Il Cie di Gradisca è chiuso. Ora i movimenti e le istituzioni locali chiedono che non riapra mai più. Nel territorio isontino sembra quasi che il nastro della storia si sia riavvolto riportandoci alla cronaca che, prima del 2006, quando fu aperto l’allora Cpt di Gradisca, era densa di battaglie perché quella struttura non entrasse in funzione. Di diverso oggi ci sono però sette anni di esperienza e una serie di rivolte e incendi che lo hanno reso inagibile. La costruzione del Cie iniziò di nascosto nel 2003. Poi l’allora ministro Pisanu ne garantì l’interruzione per dar vita ad confronto con gli enti locali coinvolti. In realtà i lavori non si fermarono mai. A svelarlo fu un’azione di disobbedienza civile che ne rallentò il corso. Per tentare di frenare il crescente movimento di opposizione si crearono accuse grottesche, come quella di «divulgazione di segreto di Stato» mossa contro numerosi attivisti dopo la diffusione delle planimetrie del Cpt. Il processo, che coinvolse anche il sindaco di Gradisca, si risolse con il proscioglimento degli imputati.
Per sette lunghi anni sapere cosa accadeva nel Cie è stato possibile solo grazie alle telefonate clandestine con i migranti, privati del diritto di comunicare, ai contatti con gli ex operatori, alle poche visite concesse a esponenti politici e ai giornalisti, alle corse, anche durante la notte, per arrivare davanti a quel muro di via Udine o fino all’ospedale di Gorizia.
Nel 2007, quando per la prima volta le presenze all’interno del Cpt raggiunsero le 200 persone, iniziò la stagione delle rivolte. A essere detenuti erano gli egiziani dell’allora democratico Mubarak, quasi tutti richiedenti asilo approdati a Lampedusa. I loro tentativi di fuga sono stati fermati a suon di manganellate e lacrimogeni. Quegli stessi gas che, nel settembre dello stesso anno, hanno riempito i polmoni di Betania, bambina eritrea di 9 mesi, ospite con la madre nello spazio che poi fu adibito a Centro per richiedenti asilo, in un’improponibile ed ingiustificabile commistione con il Cie. È lì che nel 2008 ad una donna ghanese fu impedito di rientrare nella struttura perché arrivata dopo le 20. All’ora del cambio turno un operatore del centro l’aveva sentita piangere e l’aveva portata a Gorizia dove era stata accolta, a spese della Caritas, in un albergo. Durante la notte la donna perse il figlio. A causare l’aborto furono lo stress e lo choc subiti. Dal 2010 il trattamento riservato agli egiziani toccò anche ai tunisini fuggiti dalla dittatura di Ben Alì. Ancora detenzione e ancora rivolte fino a quelle di inizio 2011, quando gli incendi resero inagibile gran parte del centro portando la sua capienza da 248 a 68 posti.
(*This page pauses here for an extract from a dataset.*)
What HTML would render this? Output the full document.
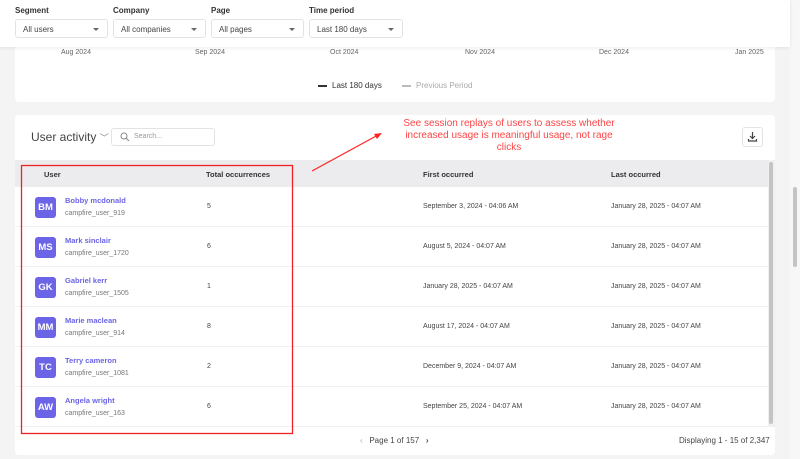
<!DOCTYPE html>
<html><head><style>
*{box-sizing:border-box;margin:0;padding:0}
body{width:800px;height:459px;overflow:hidden;background:#f4f4f5;font-family:"Liberation Sans",sans-serif;color:#333;position:relative}
.top{position:absolute;left:0;top:0;width:790px;height:47px;background:#fff;box-shadow:0 1px 4px rgba(0,0,0,.08);z-index:2}
.lbl{position:absolute;top:6px;font-size:8px;font-weight:bold;color:#333}
.sel{position:absolute;top:19px;height:19px;border:1px solid #e3e3e3;border-radius:3px;font-size:8px;padding:5px 7px;color:#444;background:#fff}
.sel:after{content:"";position:absolute;right:8px;top:8px;border:3px solid transparent;border-top-color:#666}
.card{position:absolute;background:#fff;border-radius:4px}
.ax{position:absolute;top:49px;font-size:7px;color:#666}
.leg{position:absolute;top:81px;font-size:8px}
.th{position:absolute;top:160px;left:15px;width:753px;height:27px;background:#ececee}
.h{position:absolute;top:170px;font-size:7.5px;font-weight:bold;color:#333}
.row{position:absolute;left:15px;width:753px;height:40px;border-bottom:1px solid #f0f0f0}
.av{position:absolute;left:20px;top:10px;width:21px;height:21px;background:#6b64e6;border-radius:3px;color:#fff;font-size:9.5px;font-weight:bold;text-align:center;line-height:21px}
.nm{position:absolute;left:50px;top:9px;font-size:7.5px;font-weight:bold;color:#6b64e6}
.id{position:absolute;left:50px;top:23px;font-size:7px;color:#777}
.c{position:absolute;top:16px;font-size:7px;color:#444}
</style></head><body>
<div class="top">
<div class="lbl" style="left:15px">Segment</div><div class="sel" style="left:15px;width:93px">All users</div>
<div class="lbl" style="left:113px">Company</div><div class="sel" style="left:113px;width:93px">All companies</div>
<div class="lbl" style="left:211px">Page</div><div class="sel" style="left:211px;width:93px">All pages</div>
<div class="lbl" style="left:309px">Time period</div><div class="sel" style="left:309px;width:94px">Last 180 days</div>
</div>
<div class="card" style="left:15px;top:30px;width:760px;height:72px"></div>
<div class="ax" style="left:61px">Aug 2024</div><div class="ax" style="left:195px">Sep 2024</div><div class="ax" style="left:330px">Oct 2024</div><div class="ax" style="left:465px">Nov 2024</div><div class="ax" style="left:599px">Dec 2024</div><div class="ax" style="left:735px">Jan 2025</div>
<div class="leg" style="left:318px;color:#333"><span style="display:inline-block;width:9px;height:2px;background:#333;vertical-align:middle;margin-right:5px"></span>Last 180 days</div>
<div class="leg" style="left:402px;color:#aaa"><span style="display:inline-block;width:9px;border-top:2px dashed #bbb;vertical-align:middle;margin-right:5px"></span>Previous Period</div>
<div class="card" style="left:15px;top:115px;width:760px;height:340px"></div>
<div style="position:absolute;left:31px;top:130px;font-size:12px;color:#444">User activity <span style="font-size:9px;color:#888">﹀</span></div>
<div style="position:absolute;left:111px;top:128px;width:104px;height:18px;border:1px solid #e3e3e3;border-radius:3px;font-size:7px;color:#999;padding:4px 0 0 22px">Search...
<svg style="position:absolute;left:8px;top:3px" width="10" height="10" viewBox="0 0 10 10"><circle cx="4" cy="4" r="3" fill="none" stroke="#888" stroke-width="1"/><path d="M6.2 6.2L9 9" stroke="#888" stroke-width="1"/></svg></div>
<div style="position:absolute;left:742px;top:127px;width:21px;height:20px;border:1px solid #e3e3e3;border-radius:3px">
<svg width="19" height="18" viewBox="0 0 19 18"><path d="M9.5 4v6M7 8l2.5 2.5L12 8M5.5 11v2h8v-2" fill="none" stroke="#444" stroke-width="1.2"/></svg></div>
<div style="position:absolute;left:395px;top:118px;width:228px;text-align:center;font-size:10px;line-height:12px;color:#f44">See session replays of users to assess whether increased usage is meaningful usage, not rage clicks</div>
<div class="th"></div>
<div class="h" style="left:44px">User</div><div class="h" style="left:206px">Total occurrences</div><div class="h" style="left:423px">First occurred</div><div class="h" style="left:611px">Last occurred</div>
<div class="row" style="top:187px"><div class="av">BM</div><div class="nm">Bobby mcdonald</div><div class="id">campfire_user_919</div><div class="c" style="left:192px">5</div><div class="c" style="left:408px">September 3, 2024 - 04:06 AM</div><div class="c" style="left:596px">January 28, 2025 - 04:07 AM</div></div>
<div class="row" style="top:227px"><div class="av">MS</div><div class="nm">Mark sinclair</div><div class="id">campfire_user_1720</div><div class="c" style="left:192px">6</div><div class="c" style="left:408px">August 5, 2024 - 04:07 AM</div><div class="c" style="left:596px">January 28, 2025 - 04:07 AM</div></div>
<div class="row" style="top:267px"><div class="av">GK</div><div class="nm">Gabriel kerr</div><div class="id">campfire_user_1505</div><div class="c" style="left:192px">1</div><div class="c" style="left:408px">January 28, 2025 - 04:07 AM</div><div class="c" style="left:596px">January 28, 2025 - 04:07 AM</div></div>
<div class="row" style="top:307px"><div class="av">MM</div><div class="nm">Marie maclean</div><div class="id">campfire_user_914</div><div class="c" style="left:192px">8</div><div class="c" style="left:408px">August 17, 2024 - 04:07 AM</div><div class="c" style="left:596px">January 28, 2025 - 04:07 AM</div></div>
<div class="row" style="top:347px"><div class="av">TC</div><div class="nm">Terry cameron</div><div class="id">campfire_user_1081</div><div class="c" style="left:192px">2</div><div class="c" style="left:408px">December 9, 2024 - 04:07 AM</div><div class="c" style="left:596px">January 28, 2025 - 04:07 AM</div></div>
<div class="row" style="top:387px"><div class="av">AW</div><div class="nm">Angela wright</div><div class="id">campfire_user_163</div><div class="c" style="left:192px">6</div><div class="c" style="left:408px">September 25, 2024 - 04:07 AM</div><div class="c" style="left:596px">January 28, 2025 - 04:07 AM</div></div>
<div style="position:absolute;left:768px;top:160px;width:7px;height:267px;background:#f0f0f0"><div style="position:absolute;left:1px;top:2px;width:4px;height:262px;background:#c4c4c4;border-radius:2px"></div></div>
<div style="position:absolute;left:360px;top:436px;font-size:8px;color:#444"><span style="color:#aaa">‹</span>&nbsp;&nbsp; Page 1 of 157 &nbsp;&nbsp;<b>›</b></div>
<div style="position:absolute;left:679px;top:436px;font-size:8px;color:#444">Displaying 1 - 15 of 2,347</div>
<div style="position:absolute;left:790px;top:0;width:10px;height:459px;background:#f7f7f7"><div style="position:absolute;left:3px;top:187px;width:4px;height:80px;background:#c4c4c4;border-radius:2px"></div></div>
<svg style="position:absolute;left:0;top:0;z-index:5" width="800" height="459"><path d="M312 171L378 135" stroke="#f22" stroke-width="1.2"/><path d="M382 133l-8 1 3 5z" fill="#f22"/><rect x="21.5" y="165.5" width="271" height="268" fill="none" stroke="#e22" stroke-width="1.3"/></svg>
</body></html>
La chiusura del mostro di Gradisca, invocata da molti e praticata dai reclusi, ci offre oggi una nuova possibilità. «Hanno fatto quello che avremmo dovuto fare noi», ha affermato recentemente un consigliere regionale. Al Cie di Gradisca, oggi, di immigrati non ce ne sono più. Se davvero vogliamo che non riapra, non è tempo di demandare a qualcun altro questa sfida. Oggi, in occasione della giornata di mobilitazione contro le grandi opere, inizierà questa nuova nuova battaglia, con un corteo che partirà dal centro di Gradisca alle 14.30 per raggiungere il muro di via Udine. Lo dobbiamo a chi è in carcere per aver reso possibile la chiusura del mostro.